Vijay as Jeevanandham & Kathiresan has delivered a lifetime performance and showed a brilliant diversity in both the roles, albeit not even a great makeover between both the roles. Samantha plays the heroine. Precisely, she plays an emoticon. Happy face. Sad face. That pretty much covers her contribution to the proceedings. She has complimented well with Vijay, but her staging shockingly flat and seemingly there is some time wasted in one of the most uninspired romantic tracks. Sathish’s one-liners do not make us to ROFL, but it was enough to evoke much-needed laugh in this social drama. Neil Nithin Mukesh deserves a special mention for delivering the dialogues beautifully, and he fits the bill perfectly as a chairman of an MNC.
It will be an understatement to say that, Murugadoss has mastered the skills of commercial film making. He has raised the bar once again, and mixed the colourful elements in the right proportion of a social drama, and penned an excellent screenplay. Though there are some logical loopholes; those have been brilliantly plastered by cinematic liberties. It will take another Murugadoss’ish effort to shadow ‘Kaththi’.
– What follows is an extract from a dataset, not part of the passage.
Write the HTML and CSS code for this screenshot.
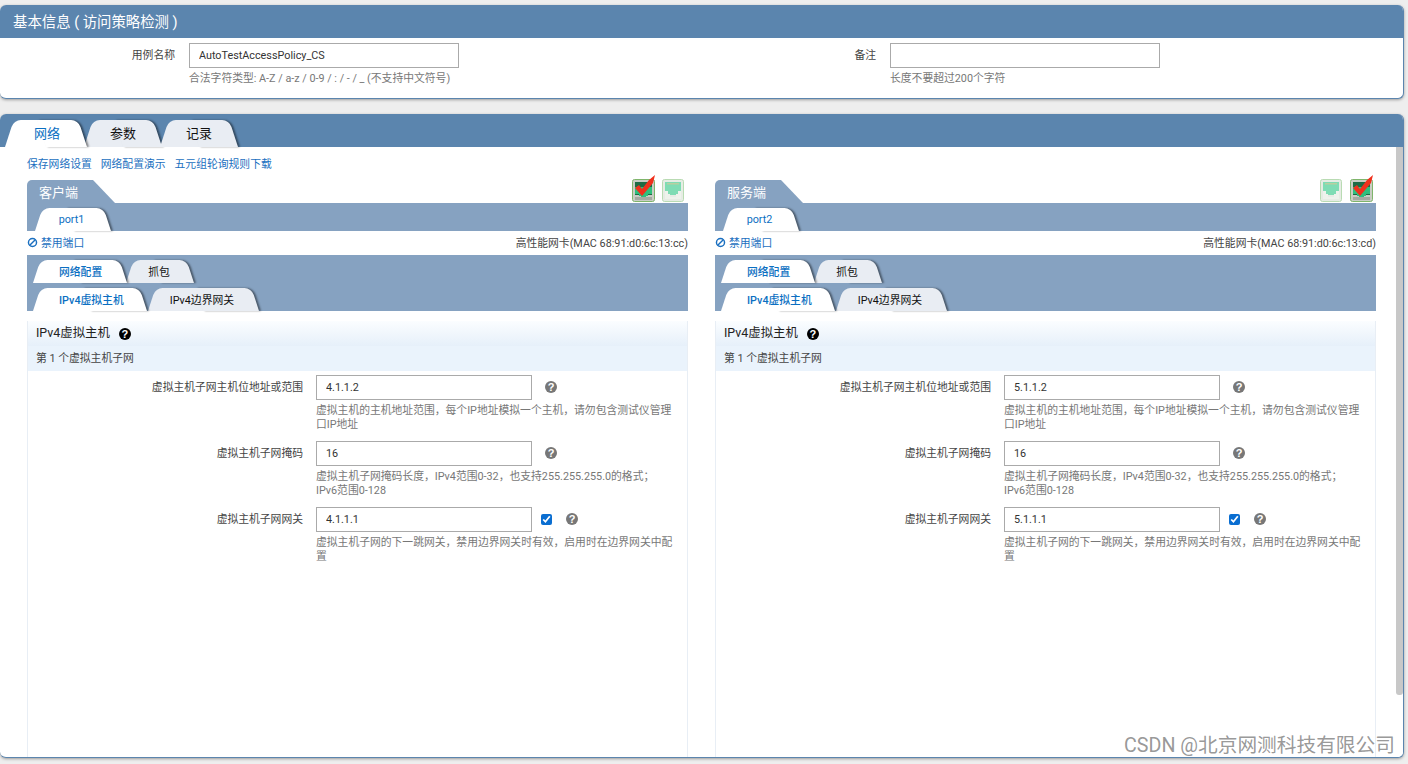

A few logical errors in the first few minutes, and the pace of the movie for the first 45 minutes. If, Kathiresan can simply decode anything, why does he keep getting caught for 18 times when he tried to escape from the jail? Well, it is okay to play to the gallery and cross the barricades of logics for a commercial entertainer. But the question is, how long will we have to say okay to these age-old strategies?
But the facts be spoken, Murugadoss has made use of Vijay’s potential and delivered a powerful social drama with a few twists in both the halves. The editing is taut, and the decision not to include ‘Paalam’ song clogged few more kilometres to the racy screenplay. The stunts are believable, and the director has succeeded in delivering what he wanted to with the help of a tremendous cast and crew.
Vijay and Murugadoss have redefined the term ‘commercial’ once again and delivered a perfect treat for Tamil audience.